Fifteen men charged over beheadings of female hikers in Morocco
Fifteen people have been charged in connection with the murders of two Scandinavian university students in Morocco.
Prosecutors said they had filed preliminary terrorism charges against the men on Sunday.
These include forming a gang to prepare and commit terrorist acts and premeditated murder.
Three of the suspects also face charges for allegedly urging the others to commit acts of terrorism.
The charges come after the bodies of 28-year-old Norwegian Maren Ueland and 24-year-old Louisa Vesterager Jespersen from Denmark were found by other tourists in an isolated area of Morocco’s High Atlas mountains on 17 December.
Authorities say they had both been beheaded.
Twenty people have been arrested in the case so far, the latest being a Swiss man who lives in Morocco, who is accused of training the murderers.

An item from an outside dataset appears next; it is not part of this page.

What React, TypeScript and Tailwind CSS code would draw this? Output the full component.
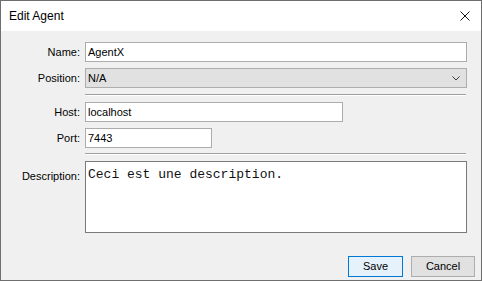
const ui = { fontFamily: '"Liberation Sans", Arial, sans-serif' };
const mono = { fontFamily: '"Liberation Mono", "Courier New", monospace' };

function Label({ text, top }: { text: string; top?: boolean }) {
  return (
    <div
      className={`w-[84px] shrink-0 pr-[5px] text-right text-[11px] text-black ${top ? 'self-start pt-[7px]' : ''}`}
    >
      {text}
    </div>
  );
}

function Field({ value, width }: { value: string; width: string }) {
  return (
    <div
      className={`flex h-[20px] ${width} items-center border border-[#acacac] bg-white pl-[2px] text-[11px] text-black`}
    >
      {value}
    </div>
  );
}

function Separator() {
  return (
    <div className="ml-[84px] mr-[15px] border-t border-b border-t-[#a0a0a0] border-b-white" />
  );
}

export default function App() {
  return (
    <div
      className="flex h-[281px] w-[482px] flex-col border border-[#6f6f6f] bg-[#f0f0f0]"
      style={ui}
    >
      <div className="flex h-[30px] shrink-0 items-center justify-between bg-white pl-[8px] pr-[11px]">
        <span className="text-[12px] text-black">Edit Agent</span>
        <svg width="10" height="10" viewBox="0 0 10 10" aria-hidden="true">
          <path d="M0.5 0.5L9.5 9.5M9.5 0.5L0.5 9.5" stroke="#111" strokeWidth="1" />
        </svg>
      </div>

      <div className="flex flex-1 flex-col pt-[11px]">
        <div className="flex items-center">
          <Label text="Name:" />
          <Field value="AgentX" width="w-[382px]" />
        </div>
        <div className="mt-[6px] flex items-center">
          <Label text="Position:" />
          <div className="flex h-[20px] w-[382px] items-center justify-between border border-[#adadad] bg-[#e1e1e1] pl-[2px] pr-[6px] text-[11px] text-black">
            <span>N/A</span>
            <svg width="8" height="5" viewBox="0 0 8 5" aria-hidden="true">
              <path d="M0.5 0.5L4 4L7.5 0.5" fill="none" stroke="#3c3c3c" strokeWidth="1" />
            </svg>
          </div>
        </div>

        <div className="mt-[6px]">
          <Separator />
        </div>

        <div className="mt-[6px] flex items-center">
          <Label text="Host:" />
          <Field value="localhost" width="w-[258px]" />
        </div>
        <div className="mt-[6px] flex items-center">
          <Label text="Port:" />
          <Field value="7443" width="w-[127px]" />
        </div>

        <div className="mt-[5px]">
          <Separator />
        </div>

        <div className="mt-[6px] flex">
          <Label text="Description:" top />
          <div
            className="h-[72px] w-[382px] border border-[#7a7a7a] bg-white pl-[2px] pt-[5px] text-[13px] leading-[16px] text-[#111]"
            style={mono}
          >
            Ceci est une description.
          </div>
        </div>

        <div className="mt-auto flex justify-end gap-[8px] pb-[3px] pr-[6px]">
          <button className="h-[21px] w-[55px] border border-[#0078d7] bg-[#e5f1fb] text-[11px] text-black">
            Save
          </button>
          <button className="h-[21px] w-[64px] border border-[#adadad] bg-[#e1e1e1] text-[11px] text-black">
            Cancel
          </button>
        </div>
      </div>
    </div>
  );
}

The 15 suspects who have been charged have been referred to an investigating judge who handles terrorism cases.
More of the suspects are expected to be charged this week.

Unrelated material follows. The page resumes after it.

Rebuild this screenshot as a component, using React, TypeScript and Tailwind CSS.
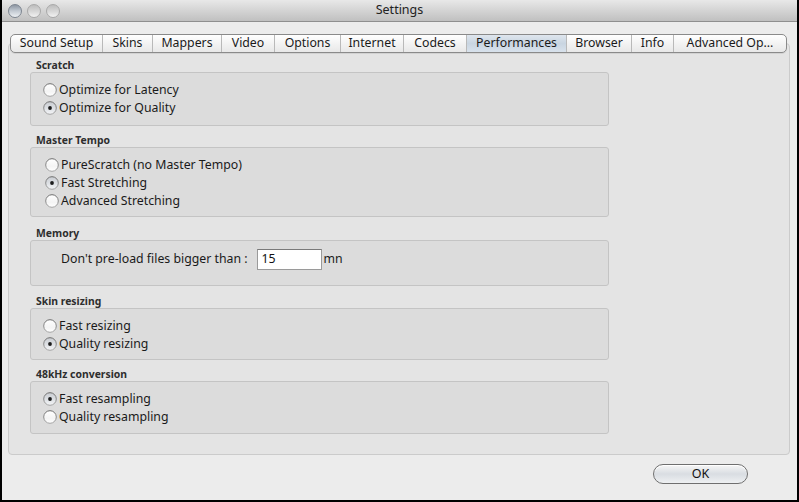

At least four of the suspects belonged to a group inspired by Islamic State but none of them had contact with its members in Syria or Iraq, Morocco’s counter-terrorism chief Abdelhak Khiam said during the weekend.

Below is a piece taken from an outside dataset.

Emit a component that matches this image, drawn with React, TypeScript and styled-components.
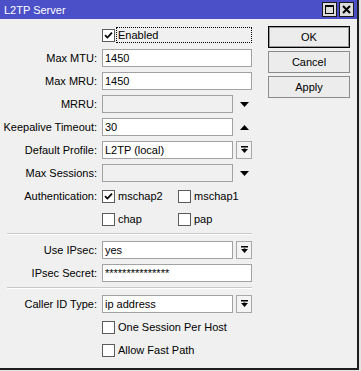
import React from "react";
import styled, { createGlobalStyle } from "styled-components";

const GlobalStyle = createGlobalStyle`
  html, body {
    margin: 0;
    padding: 0;
  }
  body {
    width: 361px;
    height: 371px;
    overflow: hidden;
    background: #e4e4e4;
    font-family: "Liberation Sans", Arial, sans-serif;
    font-size: 11px;
    color: #000;
  }
`;

const Window = styled.div`
  width: 359px;
  height: 370px;
  box-sizing: border-box;
  background: #f0f0f0;
  border-right: 2px solid #1e1e1e;
  border-bottom: 2px solid #1e1e1e;
  display: flex;
  flex-direction: column;
`;

const TitleBar = styled.div`
  height: 19px;
  flex: none;
  background: #4c50c8;
  color: #fff;
  display: flex;
  align-items: center;
  padding: 0 3px 0 4px;
`;

const Title = styled.span`
  flex: 1;
  font-size: 11px;
`;

const TitleButtons = styled.div`
  display: flex;
  gap: 2px;
`;

const TitleButton = styled.div`
  width: 15px;
  height: 15px;
  box-sizing: border-box;
  border: 1px solid #1a1a1a;
  background: #dcdcdc;
  display: flex;
  align-items: center;
  justify-content: center;
`;

const Body = styled.div`
  display: flex;
  padding: 7px 0 0 2px;
`;

const Form = styled.div`
  display: grid;
  grid-template-columns: 95px 150px;
  column-gap: 5px;
  row-gap: 5px;
  align-content: start;
`;

const Label = styled.div`
  height: 18px;
  line-height: 18px;
  text-align: right;
  white-space: nowrap;
`;

const Separator = styled.div`
  grid-column: 1 / -1;
  height: 3px;
  margin-left: 5px;
  border-top: 1px solid #c9c9c9;
  box-shadow: inset 0 1px 0 #fff;
  box-sizing: border-box;
`;

const Field = styled.div`
  display: flex;
  gap: 3px;
  height: 18px;
`;

const Input = styled.div<{ $disabled?: boolean }>`
  flex: 1;
  box-sizing: border-box;
  height: 18px;
  border: 1px solid #a2a2a2;
  background: ${(p) => (p.$disabled ? "#f0f0f0" : "#fff")};
  padding: 0 2px;
  line-height: 16px;
  white-space: nowrap;
  overflow: hidden;
`;

const Suffix = styled.div`
  width: 16px;
  height: 18px;
  display: flex;
  align-items: center;
  justify-content: center;
`;

const DropButton = styled.div`
  width: 16px;
  height: 18px;
  box-sizing: border-box;
  border: 1px solid #a8a8a8;
  background: #f4f4f4;
  display: flex;
  align-items: center;
  justify-content: center;
`;

const CheckRow = styled.div<{ $cols?: number }>`
  height: 18px;
  display: grid;
  grid-template-columns: ${(p) => (p.$cols === 2 ? "76px 74px" : "1fr")};
`;

const CheckItem = styled.div`
  display: flex;
  align-items: center;
  gap: 3px;
  white-space: nowrap;
`;

const Box = styled.span`
  width: 13px;
  height: 13px;
  flex: none;
  box-sizing: border-box;
  border: 1px solid #5c5c5c;
  background: #fff;
  display: inline-flex;
  align-items: center;
  justify-content: center;
`;

const FocusText = styled.span`
  flex: 1;
  height: 16px;
  line-height: 15px;
  box-sizing: border-box;
  border: 1px dotted #000;
  margin-left: -2px;
  padding-left: 1px;
`;

const Buttons = styled.div`
  display: flex;
  flex-direction: column;
  gap: 3px;
  margin-left: 16px;
`;

const Button = styled.div<{ $default?: boolean }>`
  width: 82px;
  height: 22px;
  box-sizing: border-box;
  border: 1px solid ${(p) => (p.$default ? "#000" : "#8c8c8c")};
  box-shadow: ${(p) => (p.$default ? "inset 0 0 0 1px #9a9a9a" : "none")};
  background: #ececec;
  display: flex;
  align-items: center;
  justify-content: center;
`;

const Check = ({ checked }: { checked?: boolean }) => (
  <Box>
    {checked && (
      <svg width="9" height="9" viewBox="0 0 9 9">
        <path d="M1 4.2 L3.4 6.6 L8 1.6" fill="none" stroke="#000" strokeWidth="1.7" />
      </svg>
    )}
  </Box>
);

const Arrow = ({ up }: { up?: boolean }) => (
  <Suffix>
    <svg width="9" height="5" viewBox="0 0 9 5">
      <polygon points={up ? "0,5 9,5 4.5,0" : "0,0 9,0 4.5,5"} fill="#000" />
    </svg>
  </Suffix>
);

const Drop = () => (
  <DropButton>
    <svg width="7" height="8" viewBox="0 0 7 8">
      <rect x="0" y="0" width="7" height="1.5" fill="#000" />
      <polygon points="0,3 7,3 3.5,7" fill="#000" />
      <rect x="2.5" y="2.5" width="2" height="2" fill="#000" />
    </svg>
  </DropButton>
);

const Row = ({ label, children }: { label: string; children: React.ReactNode }) => (
  <>
    <Label>{label}</Label>
    {children}
  </>
);

export default function App() {
  return (
    <>
      <GlobalStyle />
      <Window>
        <TitleBar>
          <Title>L2TP Server</Title>
          <TitleButtons>
            <TitleButton>
              <svg width="9" height="9" viewBox="0 0 9 9">
                <rect x="0.5" y="0.5" width="8" height="8" fill="none" stroke="#000" />
                <rect x="0" y="0" width="9" height="2" fill="#000" />
              </svg>
            </TitleButton>
            <TitleButton>
              <svg width="9" height="9" viewBox="0 0 9 9">
                <path d="M1 1 L8 8 M8 1 L1 8" stroke="#000" strokeWidth="2" />
              </svg>
            </TitleButton>
          </TitleButtons>
        </TitleBar>
        <Body>
          <Form>
            <Row label="">
              <CheckRow>
                <CheckItem>
                  <Check checked />
                  <FocusText>Enabled</FocusText>
                </CheckItem>
              </CheckRow>
            </Row>
            <Row label="Max MTU:">
              <Field>
                <Input>1450</Input>
              </Field>
            </Row>
            <Row label="Max MRU:">
              <Field>
                <Input>1450</Input>
              </Field>
            </Row>
            <Row label="MRRU:">
              <Field>
                <Input $disabled />
                <Arrow />
              </Field>
            </Row>
            <Row label="Keepalive Timeout:">
              <Field>
                <Input>30</Input>
                <Arrow up />
              </Field>
            </Row>
            <Row label="Default Profile:">
              <Field>
                <Input>L2TP (local)</Input>
                <Drop />
              </Field>
            </Row>
            <Row label="Max Sessions:">
              <Field>
                <Input $disabled />
                <Arrow />
              </Field>
            </Row>
            <Row label="Authentication:">
              <CheckRow $cols={2}>
                <CheckItem>
                  <Check checked />
                  mschap2
                </CheckItem>
                <CheckItem>
                  <Check />
                  mschap1
                </CheckItem>
              </CheckRow>
            </Row>
            <Row label="">
              <CheckRow $cols={2}>
                <CheckItem>
                  <Check />
                  chap
                </CheckItem>
                <CheckItem>
                  <Check />
                  pap
                </CheckItem>
              </CheckRow>
            </Row>
            <Separator />
            <Row label="Use IPsec:">
              <Field>
                <Input>yes</Input>
                <Drop />
              </Field>
            </Row>
            <Row label="IPsec Secret:">
              <Field>
                <Input>***************</Input>
              </Field>
            </Row>
            <Separator />
            <Row label="Caller ID Type:">
              <Field>
                <Input>ip address</Input>
                <Drop />
              </Field>
            </Row>
            <Row label="">
              <CheckRow>
                <CheckItem>
                  <Check />
                  One Session Per Host
                </CheckItem>
              </CheckRow>
            </Row>
            <Row label="">
              <CheckRow>
                <CheckItem>
                  <Check />
                  Allow Fast Path
                </CheckItem>
              </CheckRow>
            </Row>
          </Form>
          <Buttons>
            <Button $default>OK</Button>
            <Button>Cancel</Button>
            <Button>Apply</Button>
          </Buttons>
        </Body>
      </Window>
    </>
  );
}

Investigators suspect that the Moroccan group’s leader was Abdessamad Ejjoud, a 25-year-old street vendor who was seen in a video filmed a week before the murders in which the four main suspects pledge allegiance to an IS leader.
Both of the victims lived in southern Norway, where they had attended university.
Their bodies were returned to their homelands before Christmas.
Danish and Norwegian leaders have both condemned the killings and Moroccan prime minister Saad Eddine El Othmani has described them as a “stab in the back of Morocco and Moroccans”.
Tourism accounts for 10% of Morocco’s national income and the country has generally been safe from jihadist attacks since a 2011 bombing in Marrakech killed 17 people, most of them European tourists.